• _AIM_
Filter the listing below, copying every line in which the word "that" appears.

• _COLLECTED DATA_
──────

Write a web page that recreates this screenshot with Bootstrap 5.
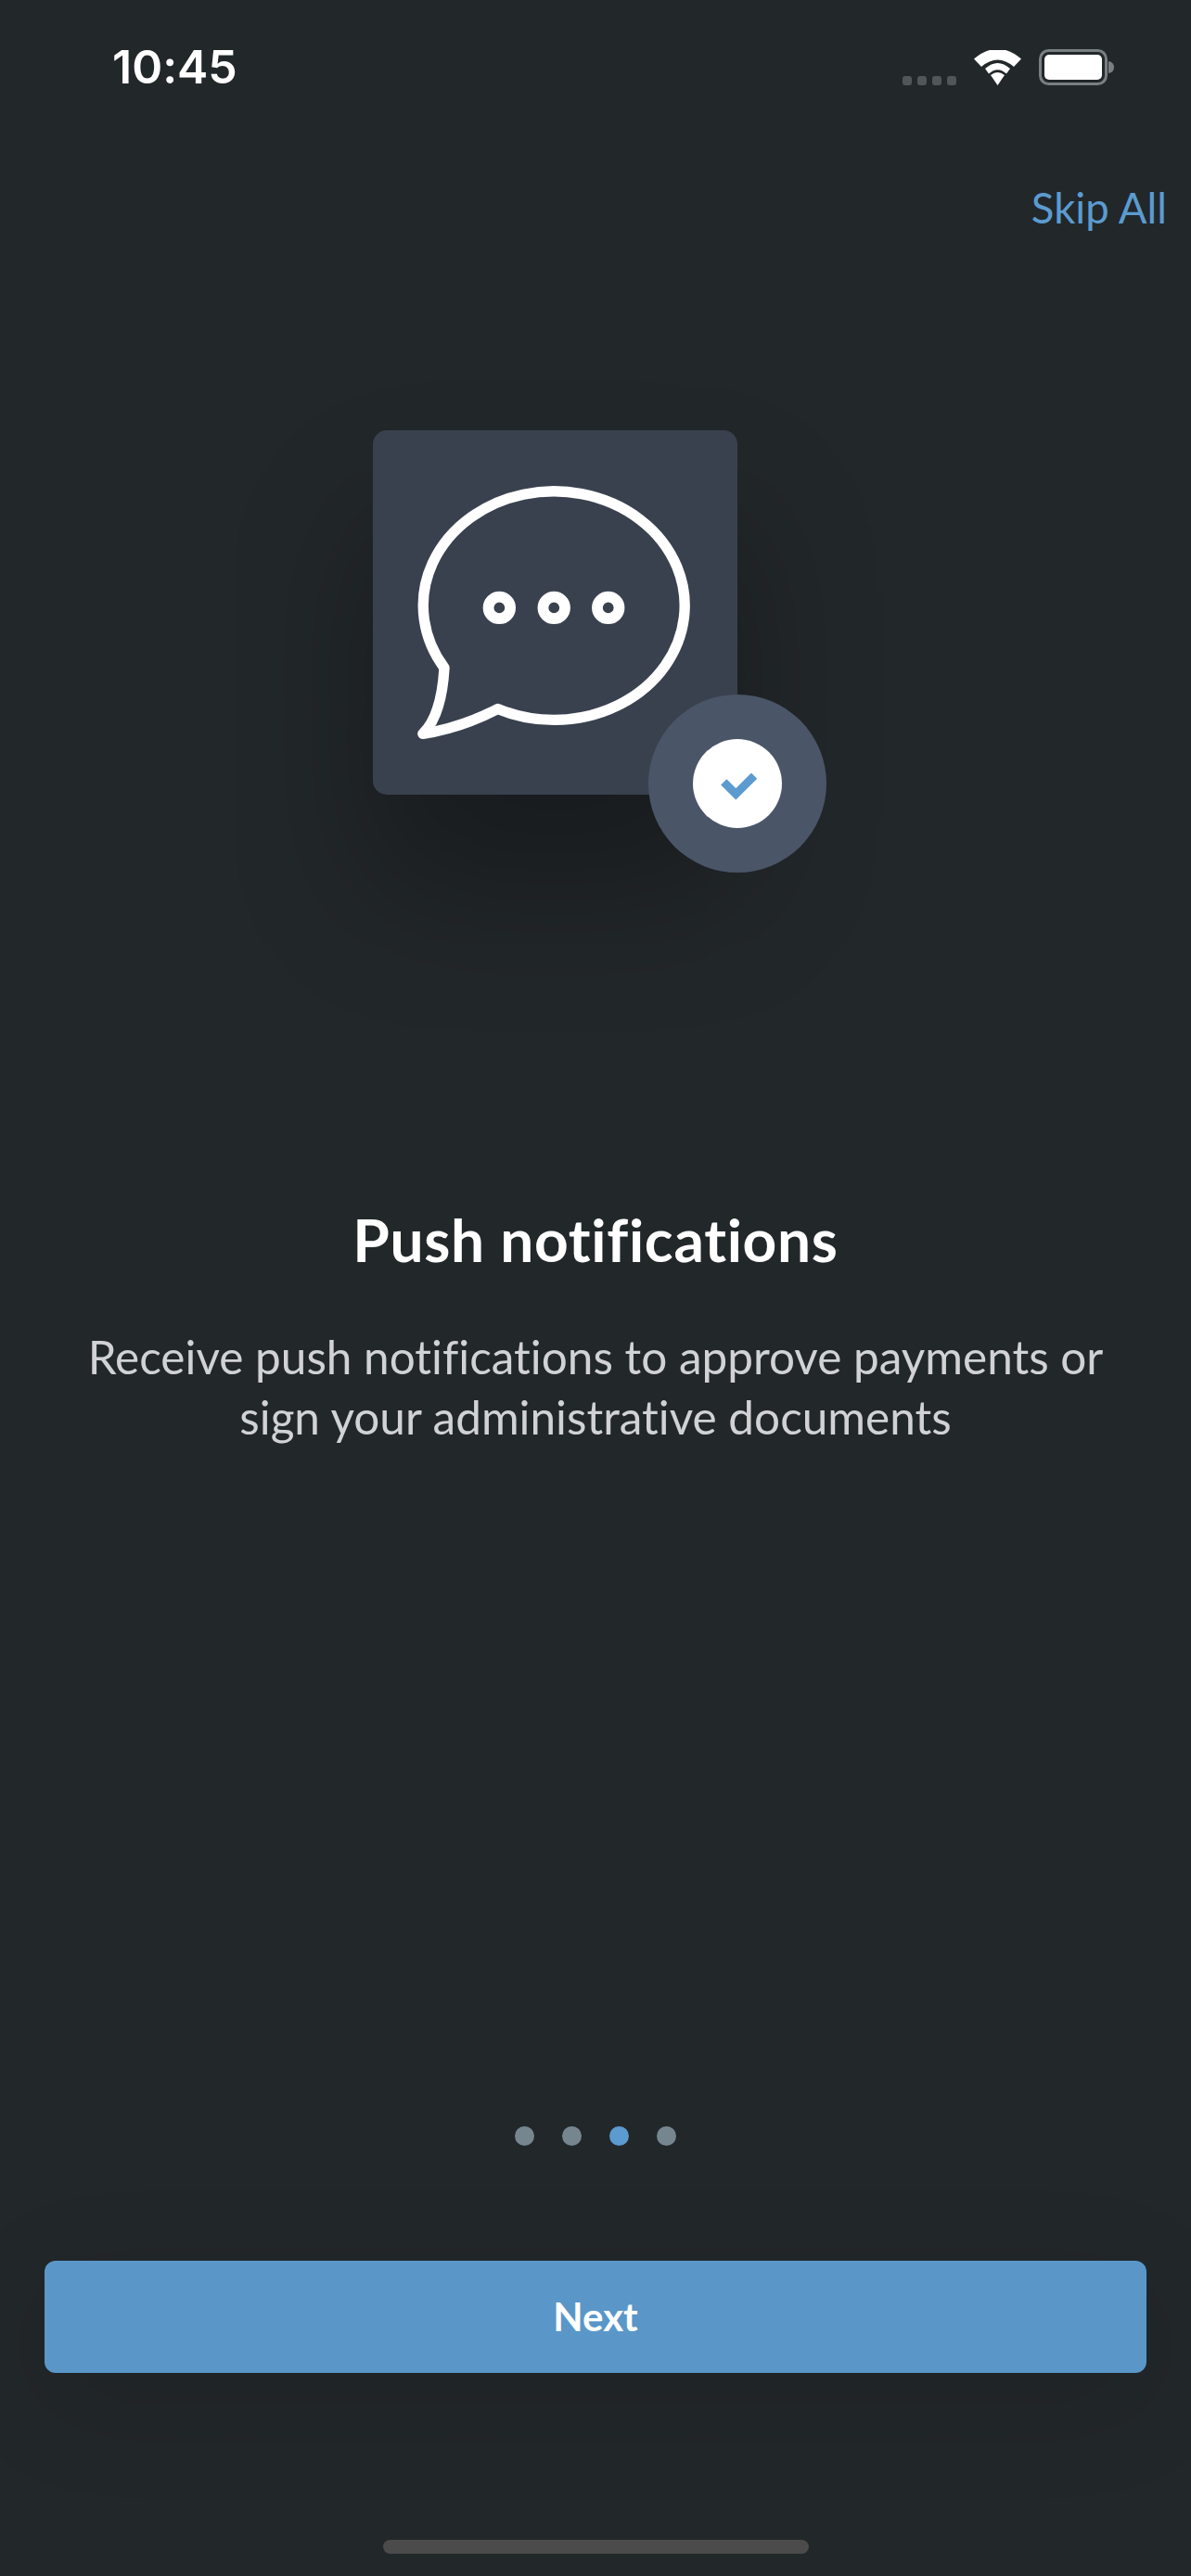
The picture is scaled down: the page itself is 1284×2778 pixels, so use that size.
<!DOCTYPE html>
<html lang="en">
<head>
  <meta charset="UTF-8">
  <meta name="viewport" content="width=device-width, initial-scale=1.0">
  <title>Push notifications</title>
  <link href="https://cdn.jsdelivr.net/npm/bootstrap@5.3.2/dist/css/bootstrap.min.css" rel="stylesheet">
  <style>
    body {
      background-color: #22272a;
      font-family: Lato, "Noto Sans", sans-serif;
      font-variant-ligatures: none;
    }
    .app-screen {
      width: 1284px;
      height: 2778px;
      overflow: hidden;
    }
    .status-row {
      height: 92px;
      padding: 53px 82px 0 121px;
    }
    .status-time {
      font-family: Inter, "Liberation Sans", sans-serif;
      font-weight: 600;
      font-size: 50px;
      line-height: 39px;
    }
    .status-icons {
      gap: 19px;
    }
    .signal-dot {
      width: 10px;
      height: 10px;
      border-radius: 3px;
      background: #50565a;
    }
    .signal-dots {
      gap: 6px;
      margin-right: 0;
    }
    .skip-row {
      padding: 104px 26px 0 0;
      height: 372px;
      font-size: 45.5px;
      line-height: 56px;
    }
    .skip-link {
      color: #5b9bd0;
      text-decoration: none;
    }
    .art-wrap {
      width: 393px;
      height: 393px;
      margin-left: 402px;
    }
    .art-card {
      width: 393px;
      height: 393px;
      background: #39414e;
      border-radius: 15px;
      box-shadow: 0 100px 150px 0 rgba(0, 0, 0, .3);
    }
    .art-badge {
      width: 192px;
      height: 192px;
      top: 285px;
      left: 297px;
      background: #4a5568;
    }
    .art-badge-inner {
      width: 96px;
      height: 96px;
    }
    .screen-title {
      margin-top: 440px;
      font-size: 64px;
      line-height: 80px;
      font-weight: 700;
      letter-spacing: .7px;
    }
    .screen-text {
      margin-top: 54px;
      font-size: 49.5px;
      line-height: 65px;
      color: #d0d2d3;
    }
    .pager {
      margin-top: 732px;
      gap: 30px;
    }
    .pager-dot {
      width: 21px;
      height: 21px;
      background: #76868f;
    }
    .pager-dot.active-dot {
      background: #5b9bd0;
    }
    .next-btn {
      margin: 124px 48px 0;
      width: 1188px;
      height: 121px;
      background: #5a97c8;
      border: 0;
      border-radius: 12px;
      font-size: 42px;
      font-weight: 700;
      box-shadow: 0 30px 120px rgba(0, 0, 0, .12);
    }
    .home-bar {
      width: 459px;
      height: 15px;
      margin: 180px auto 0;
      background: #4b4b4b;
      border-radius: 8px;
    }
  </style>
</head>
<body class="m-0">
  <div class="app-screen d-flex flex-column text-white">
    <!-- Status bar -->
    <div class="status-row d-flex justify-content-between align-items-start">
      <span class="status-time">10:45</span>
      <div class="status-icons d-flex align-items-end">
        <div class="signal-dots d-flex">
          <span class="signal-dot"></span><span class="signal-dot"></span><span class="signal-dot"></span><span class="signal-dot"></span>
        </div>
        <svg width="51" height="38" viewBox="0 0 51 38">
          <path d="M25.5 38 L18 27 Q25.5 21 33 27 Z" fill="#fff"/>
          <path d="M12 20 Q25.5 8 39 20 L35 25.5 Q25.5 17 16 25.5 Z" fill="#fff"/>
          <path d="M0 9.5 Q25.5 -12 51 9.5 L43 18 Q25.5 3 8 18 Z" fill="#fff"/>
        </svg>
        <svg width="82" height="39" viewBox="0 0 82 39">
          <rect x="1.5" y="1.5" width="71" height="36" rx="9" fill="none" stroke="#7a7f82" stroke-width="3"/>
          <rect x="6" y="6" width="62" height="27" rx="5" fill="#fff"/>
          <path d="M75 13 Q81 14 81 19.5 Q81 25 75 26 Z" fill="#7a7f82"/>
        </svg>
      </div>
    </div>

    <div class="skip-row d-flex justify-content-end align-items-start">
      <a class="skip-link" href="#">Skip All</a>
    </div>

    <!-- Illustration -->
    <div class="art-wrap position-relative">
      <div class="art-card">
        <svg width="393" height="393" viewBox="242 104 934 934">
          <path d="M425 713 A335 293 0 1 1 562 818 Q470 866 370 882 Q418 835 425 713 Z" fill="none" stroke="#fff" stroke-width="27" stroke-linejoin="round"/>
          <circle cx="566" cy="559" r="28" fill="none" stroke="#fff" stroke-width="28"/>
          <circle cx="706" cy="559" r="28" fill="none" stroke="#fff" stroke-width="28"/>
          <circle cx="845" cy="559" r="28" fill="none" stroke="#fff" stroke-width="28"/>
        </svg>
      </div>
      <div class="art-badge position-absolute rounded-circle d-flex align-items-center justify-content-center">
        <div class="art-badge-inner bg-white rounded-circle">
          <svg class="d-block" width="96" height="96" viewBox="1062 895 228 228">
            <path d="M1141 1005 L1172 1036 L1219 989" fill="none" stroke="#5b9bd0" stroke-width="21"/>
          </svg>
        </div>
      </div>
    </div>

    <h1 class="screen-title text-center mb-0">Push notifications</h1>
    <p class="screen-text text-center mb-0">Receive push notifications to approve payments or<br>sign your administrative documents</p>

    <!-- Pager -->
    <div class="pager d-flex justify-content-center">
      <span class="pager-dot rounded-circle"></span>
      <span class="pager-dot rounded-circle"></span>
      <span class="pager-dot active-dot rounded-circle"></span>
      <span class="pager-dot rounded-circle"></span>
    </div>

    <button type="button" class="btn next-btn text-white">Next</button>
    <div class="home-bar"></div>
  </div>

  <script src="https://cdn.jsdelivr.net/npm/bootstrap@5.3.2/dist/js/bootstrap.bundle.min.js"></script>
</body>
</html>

──────

• _FINISHED ANSWER_
Write a web page that recreates this screenshot with Bootstrap 5.
The picture is scaled down: the page itself is 1284×2778 pixels, so use that size.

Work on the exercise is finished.